I would argue for stronger Unions, stronger regulations, strong incentives to stop the accumulation of so much wealth.

If people are going to be taxed, they might elect to spend more of it on employees instead.

Also, set over time at 30 hours and make the salary for exempt employees something like 80,000. That should push up a few wages

That might work as a platform. 30 hour work week and 80,000 exemptions would help people in the middle class.

Welcome to Jokes man

Eh… I’m not getting the requirement for a 30 hour work week.

I mean… 40 hours ain’t that long. That’s not some kind of crazy grueling schedule.

My main beef with it is that the school week is typically 30 hours (or less) and parents have to figure out those extra 10 hours somehow.

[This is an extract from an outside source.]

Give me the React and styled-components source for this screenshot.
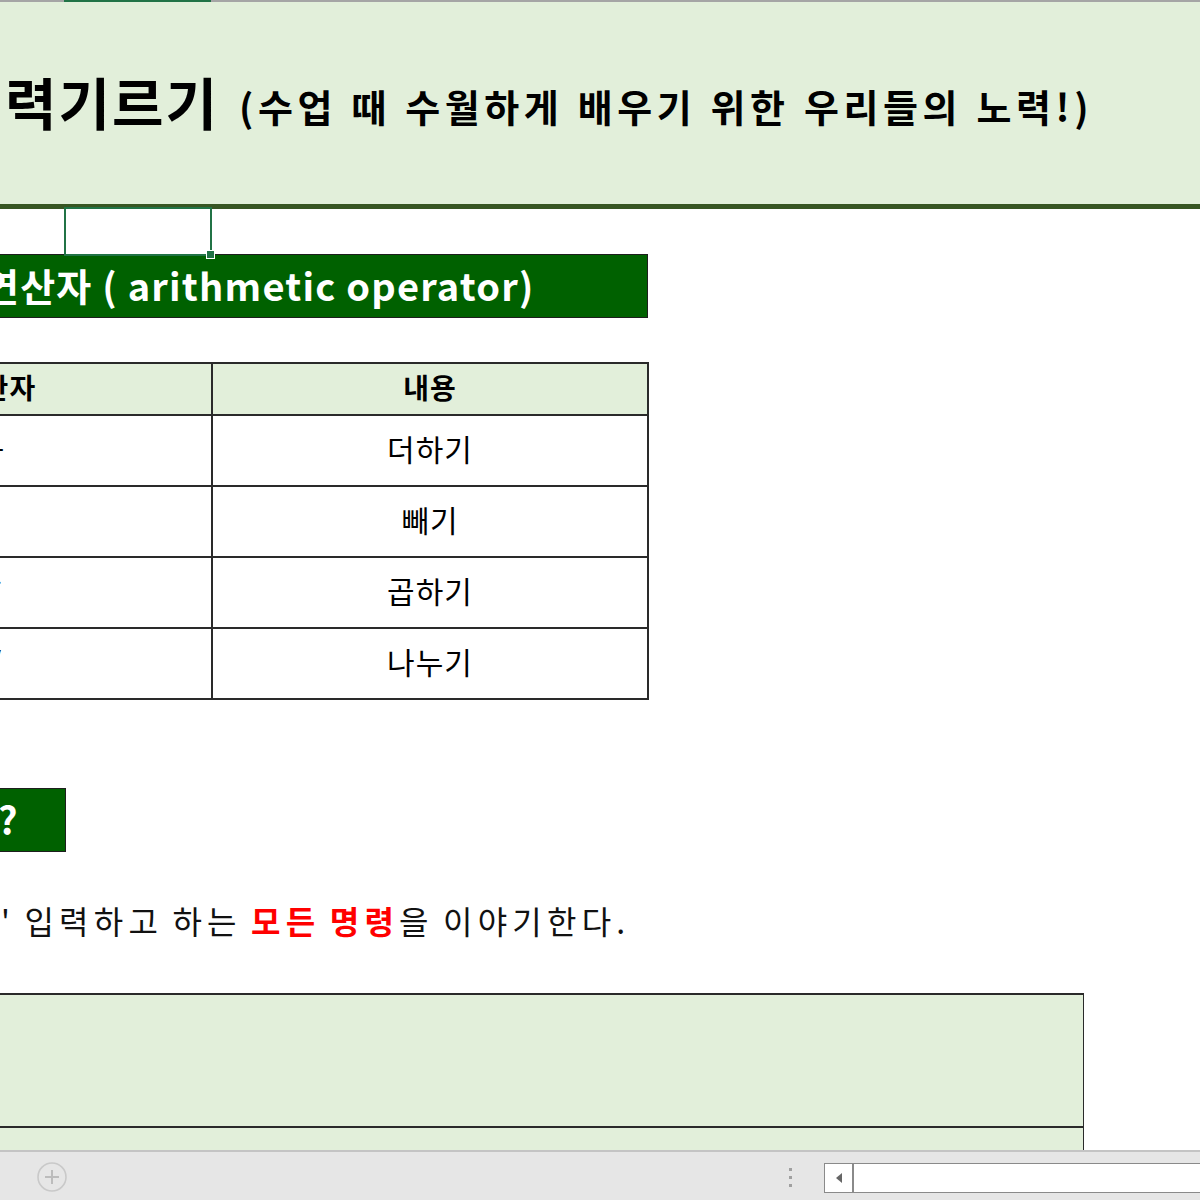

Also, increases in per-hour worker productivity over the last 100 years (of 3 or 4 x) should have led to less hours worked. And they did. But not commensurate with the increases in productivity. So what we’ve done is increased consumption of goods. Which will have deleterious environmental effects, not because we’re evil or capitalism is evil or whatever, but simply because there are so goddamn many of us.

You state that with such certainty, as if it were a law of nature, but I don’t see how you got there. If that statement were true, we would have seen people drop to 10 hours worked during the industrial revolution, when we had even greater productivity gains.

Your assumptions are bucking human nature—we are social, yet competitive, creatures. Short of all-out legal constraints, a certain percentage of the population will always push to get ahead. If not in the leading industrial nations, then in the rest of the world.

Your primary reason for it, the school week, seems completely arbitrary. Parenting comes with its challenges, as I well know. Dragging the whole economy around based on that premise seems nonsensical. There are ways to address that short of dropping the work week.